■ **What this task involves**
Give all the lines below again, exactly, with no pictures.

____________

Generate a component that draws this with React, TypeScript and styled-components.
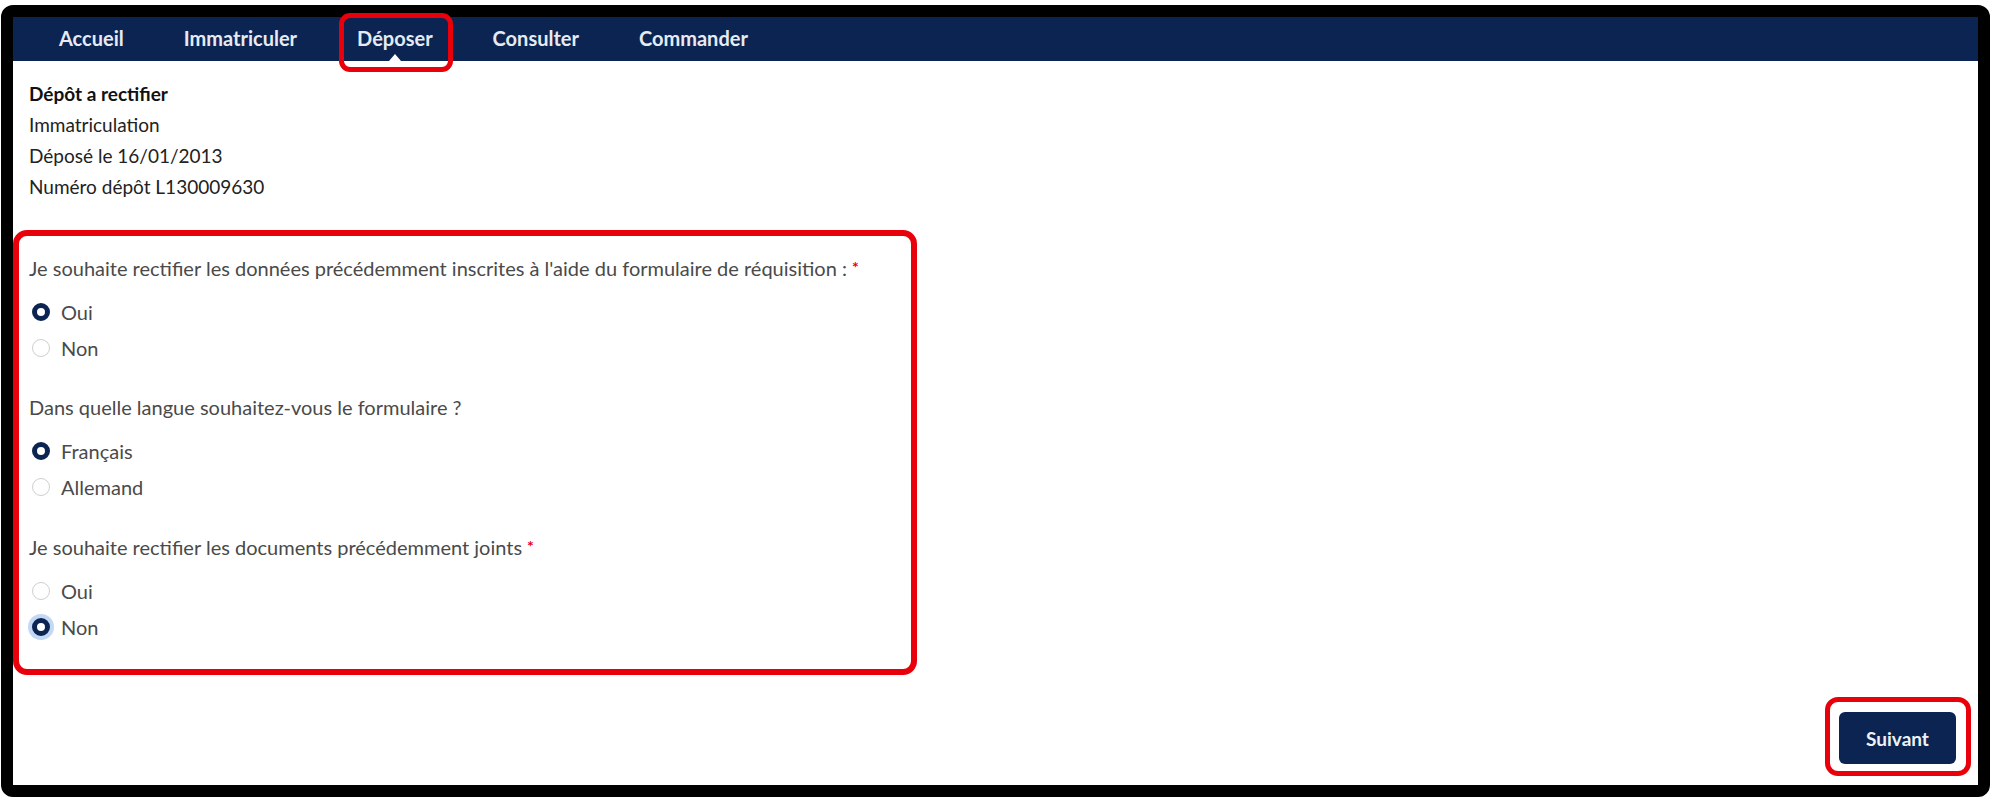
import React, { useState } from "react";
import styled, { createGlobalStyle } from "styled-components";

const Colors = {
  navy: "#0b2452",
  annotation: "#e8000b",
  text: "#222222",
  muted: "#4a4a4a",
  radioBorder: "#cfcfcf",
  focus: "#c2d8f3",
};

const GlobalStyle = createGlobalStyle`
  html, body {
    margin: 0;
    padding: 0;
    background: #ffffff;
  }
  body {
    font-family: Lato, "Liberation Sans", sans-serif;
    color: ${Colors.text};
  }
`;

const navItems = ["Accueil", "Immatriculer", "Déposer", "Consulter", "Commander"];

interface Question {
  id: string;
  label: string;
  required?: boolean;
  options: string[];
}

const questions: Question[] = [
  {
    id: "donnees",
    label:
      "Je souhaite rectifier les données précédemment inscrites à l'aide du formulaire de réquisition :",
    required: true,
    options: ["Oui", "Non"],
  },
  {
    id: "langue",
    label: "Dans quelle langue souhaitez-vous le formulaire ?",
    options: ["Français", "Allemand"],
  },
  {
    id: "documents",
    label: "Je souhaite rectifier les documents précédemment joints",
    required: true,
    options: ["Oui", "Non"],
  },
];

export default function App() {
  const [answers, setAnswers] = useState<Record<string, string>>({
    donnees: "Oui",
    langue: "Français",
    documents: "Non",
  });

  return (
    <>
      <GlobalStyle />
      <Frame>
        <NavBar>
          {navItems.map((item) => (
            <NavItem key={item} $active={item === "Déposer"}>
              {item}
              {item === "Déposer" && <NavHighlight />}
            </NavItem>
          ))}
        </NavBar>

        <Content>
          <InfoBlock>
            <InfoTitle>Dépôt a rectifier</InfoTitle>
            <InfoLine>Immatriculation</InfoLine>
            <InfoLine>Déposé le 16/01/2013</InfoLine>
            <InfoLine>Numéro dépôt L130009630</InfoLine>
          </InfoBlock>

          <FormBox>
            {questions.map((q) => (
              <QuestionGroup key={q.id}>
                <QuestionLabel>
                  {q.label}
                  {q.required && <Required>*</Required>}
                </QuestionLabel>
                {q.options.map((opt) => {
                  const checked = answers[q.id] === opt;
                  return (
                    <OptionRow
                      key={opt}
                      onClick={() => setAnswers({ ...answers, [q.id]: opt })}
                    >
                      <RadioDot
                        $checked={checked}
                        $focused={q.id === "documents" && checked}
                      />
                      <OptionLabel>{opt}</OptionLabel>
                    </OptionRow>
                  );
                })}
              </QuestionGroup>
            ))}
          </FormBox>
        </Content>

        <Footer>
          <NextButton>
            Suivant
            <ButtonHighlight />
          </NextButton>
        </Footer>
      </Frame>
    </>
  );
}

const Frame = styled.div`
  box-sizing: border-box;
  margin: 5px 1px 0 1px;
  height: 792px;
  border: 12px solid #000;
  border-radius: 12px;
  display: flex;
  flex-direction: column;
  background: #fff;
`;

const NavBar = styled.nav`
  height: 44px;
  flex-shrink: 0;
  background: ${Colors.navy};
  display: flex;
  align-items: stretch;
  gap: 60px;
  padding-left: 46px;
`;

const NavItem = styled.div<{ $active: boolean }>`
  position: relative;
  display: flex;
  align-items: center;
  color: #e6ebf2;
  font-size: 20px;
  font-weight: 700;
  padding-bottom: 2px;

  &::after {
    content: "";
    display: ${({ $active }) => ($active ? "block" : "none")};
    position: absolute;
    left: 50%;
    bottom: 0;
    transform: translateX(-50%);
    border-left: 6px solid transparent;
    border-right: 6px solid transparent;
    border-bottom: 7px solid #fff;
  }
`;

const NavHighlight = styled.span`
  position: absolute;
  left: -18px;
  right: -20px;
  top: -4px;
  bottom: -11px;
  border: 5px solid ${Colors.annotation};
  border-radius: 11px;
`;

const Content = styled.main`
  flex: 1;
  padding-top: 17px;
`;

const InfoBlock = styled.section`
  padding-left: 16px;
  margin-bottom: 28px;
`;

const InfoTitle = styled.div`
  font-size: 19px;
  font-weight: 700;
  line-height: 31px;
  color: #111;
`;

const InfoLine = styled.div`
  font-size: 19px;
  line-height: 31px;
  color: ${Colors.text};
`;

const FormBox = styled.section`
  box-sizing: border-box;
  width: 904px;
  border: 6px solid ${Colors.annotation};
  border-radius: 14px;
  padding: 19px 10px 24px 10px;
`;

const QuestionGroup = styled.div`
  & + & {
    margin-top: 29px;
  }
`;

const QuestionLabel = styled.div`
  font-size: 20px;
  line-height: 24px;
  color: ${Colors.muted};
  margin-bottom: 14px;
`;

const Required = styled.span`
  color: ${Colors.annotation};
  font-size: 16px;
  font-weight: 700;
  vertical-align: 3px;
  margin-left: 5px;
`;

const OptionRow = styled.label`
  display: flex;
  align-items: center;
  height: 36px;
  gap: 11px;
  padding-left: 3px;
  cursor: pointer;
`;

const RadioDot = styled.span<{ $checked: boolean; $focused: boolean }>`
  box-sizing: border-box;
  width: 18px;
  height: 18px;
  border-radius: 50%;
  flex-shrink: 0;
  background: #fff;
  border: ${({ $checked }) =>
    $checked ? `5px solid ${Colors.navy}` : `1px solid ${Colors.radioBorder}`};
  box-shadow: ${({ $focused }) => ($focused ? `0 0 0 4px ${Colors.focus}` : "none")};
`;

const OptionLabel = styled.span`
  font-size: 20px;
  color: ${Colors.muted};
`;

const Footer = styled.footer`
  display: flex;
  justify-content: flex-end;
  padding: 0 22px 21px 0;
`;

const NextButton = styled.button`
  position: relative;
  width: 117px;
  height: 52px;
  border: none;
  border-radius: 6px;
  background: ${Colors.navy};
  color: #eef2f7;
  font-family: Lato, "Liberation Sans", sans-serif;
  font-size: 19px;
  font-weight: 700;
  cursor: pointer;
`;

const ButtonHighlight = styled.span`
  position: absolute;
  left: -14px;
  right: -15px;
  top: -15px;
  bottom: -12px;
  border: 5px solid ${Colors.annotation};
  border-radius: 13px;
  pointer-events: none;
`;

____________

■ **Full answer**
Generate a component that draws this with React, TypeScript and styled-components.
import React, { useState } from "react";
import styled, { createGlobalStyle } from "styled-components";

const Colors = {
  navy: "#0b2452",
  annotation: "#e8000b",
  text: "#222222",
  muted: "#4a4a4a",
  radioBorder: "#cfcfcf",
  focus: "#c2d8f3",
};

const GlobalStyle = createGlobalStyle`
  html, body {
    margin: 0;
    padding: 0;
    background: #ffffff;
  }
  body {
    font-family: Lato, "Liberation Sans", sans-serif;
    color: ${Colors.text};
  }
`;

const navItems = ["Accueil", "Immatriculer", "Déposer", "Consulter", "Commander"];

interface Question {
  id: string;
  label: string;
  required?: boolean;
  options: string[];
}

const questions: Question[] = [
  {
    id: "donnees",
    label:
      "Je souhaite rectifier les données précédemment inscrites à l'aide du formulaire de réquisition :",
    required: true,
    options: ["Oui", "Non"],
  },
  {
    id: "langue",
    label: "Dans quelle langue souhaitez-vous le formulaire ?",
    options: ["Français", "Allemand"],
  },
  {
    id: "documents",
    label: "Je souhaite rectifier les documents précédemment joints",
    required: true,
    options: ["Oui", "Non"],
  },
];

export default function App() {
  const [answers, setAnswers] = useState<Record<string, string>>({
    donnees: "Oui",
    langue: "Français",
    documents: "Non",
  });

  return (
    <>
      <GlobalStyle />
      <Frame>
        <NavBar>
          {navItems.map((item) => (
            <NavItem key={item} $active={item === "Déposer"}>
              {item}
              {item === "Déposer" && <NavHighlight />}
            </NavItem>
          ))}
        </NavBar>

        <Content>
          <InfoBlock>
            <InfoTitle>Dépôt a rectifier</InfoTitle>
            <InfoLine>Immatriculation</InfoLine>
            <InfoLine>Déposé le 16/01/2013</InfoLine>
            <InfoLine>Numéro dépôt L130009630</InfoLine>
          </InfoBlock>

          <FormBox>
            {questions.map((q) => (
              <QuestionGroup key={q.id}>
                <QuestionLabel>
                  {q.label}
                  {q.required && <Required>*</Required>}
                </QuestionLabel>
                {q.options.map((opt) => {
                  const checked = answers[q.id] === opt;
                  return (
                    <OptionRow
                      key={opt}
                      onClick={() => setAnswers({ ...answers, [q.id]: opt })}
                    >
                      <RadioDot
                        $checked={checked}
                        $focused={q.id === "documents" && checked}
                      />
                      <OptionLabel>{opt}</OptionLabel>
                    </OptionRow>
                  );
                })}
              </QuestionGroup>
            ))}
          </FormBox>
        </Content>

        <Footer>
          <NextButton>
            Suivant
            <ButtonHighlight />
          </NextButton>
        </Footer>
      </Frame>
    </>
  );
}

const Frame = styled.div`
  box-sizing: border-box;
  margin: 5px 1px 0 1px;
  height: 792px;
  border: 12px solid #000;
  border-radius: 12px;
  display: flex;
  flex-direction: column;
  background: #fff;
`;

const NavBar = styled.nav`
  height: 44px;
  flex-shrink: 0;
  background: ${Colors.navy};
  display: flex;
  align-items: stretch;
  gap: 60px;
  padding-left: 46px;
`;

const NavItem = styled.div<{ $active: boolean }>`
  position: relative;
  display: flex;
  align-items: center;
  color: #e6ebf2;
  font-size: 20px;
  font-weight: 700;
  padding-bottom: 2px;

  &::after {
    content: "";
    display: ${({ $active }) => ($active ? "block" : "none")};
    position: absolute;
    left: 50%;
    bottom: 0;
    transform: translateX(-50%);
    border-left: 6px solid transparent;
    border-right: 6px solid transparent;
    border-bottom: 7px solid #fff;
  }
`;

const NavHighlight = styled.span`
  position: absolute;
  left: -18px;
  right: -20px;
  top: -4px;
  bottom: -11px;
  border: 5px solid ${Colors.annotation};
  border-radius: 11px;
`;

const Content = styled.main`
  flex: 1;
  padding-top: 17px;
`;

const InfoBlock = styled.section`
  padding-left: 16px;
  margin-bottom: 28px;
`;

const InfoTitle = styled.div`
  font-size: 19px;
  font-weight: 700;
  line-height: 31px;
  color: #111;
`;

const InfoLine = styled.div`
  font-size: 19px;
  line-height: 31px;
  color: ${Colors.text};
`;

const FormBox = styled.section`
  box-sizing: border-box;
  width: 904px;
  border: 6px solid ${Colors.annotation};
  border-radius: 14px;
  padding: 19px 10px 24px 10px;
`;

const QuestionGroup = styled.div`
  & + & {
    margin-top: 29px;
  }
`;

const QuestionLabel = styled.div`
  font-size: 20px;
  line-height: 24px;
  color: ${Colors.muted};
  margin-bottom: 14px;
`;

const Required = styled.span`
  color: ${Colors.annotation};
  font-size: 16px;
  font-weight: 700;
  vertical-align: 3px;
  margin-left: 5px;
`;

const OptionRow = styled.label`
  display: flex;
  align-items: center;
  height: 36px;
  gap: 11px;
  padding-left: 3px;
  cursor: pointer;
`;

const RadioDot = styled.span<{ $checked: boolean; $focused: boolean }>`
  box-sizing: border-box;
  width: 18px;
  height: 18px;
  border-radius: 50%;
  flex-shrink: 0;
  background: #fff;
  border: ${({ $checked }) =>
    $checked ? `5px solid ${Colors.navy}` : `1px solid ${Colors.radioBorder}`};
  box-shadow: ${({ $focused }) => ($focused ? `0 0 0 4px ${Colors.focus}` : "none")};
`;

const OptionLabel = styled.span`
  font-size: 20px;
  color: ${Colors.muted};
`;

const Footer = styled.footer`
  display: flex;
  justify-content: flex-end;
  padding: 0 22px 21px 0;
`;

const NextButton = styled.button`
  position: relative;
  width: 117px;
  height: 52px;
  border: none;
  border-radius: 6px;
  background: ${Colors.navy};
  color: #eef2f7;
  font-family: Lato, "Liberation Sans", sans-serif;
  font-size: 19px;
  font-weight: 700;
  cursor: pointer;
`;

const ButtonHighlight = styled.span`
  position: absolute;
  left: -14px;
  right: -15px;
  top: -15px;
  bottom: -12px;
  border: 5px solid ${Colors.annotation};
  border-radius: 13px;
  pointer-events: none;
`;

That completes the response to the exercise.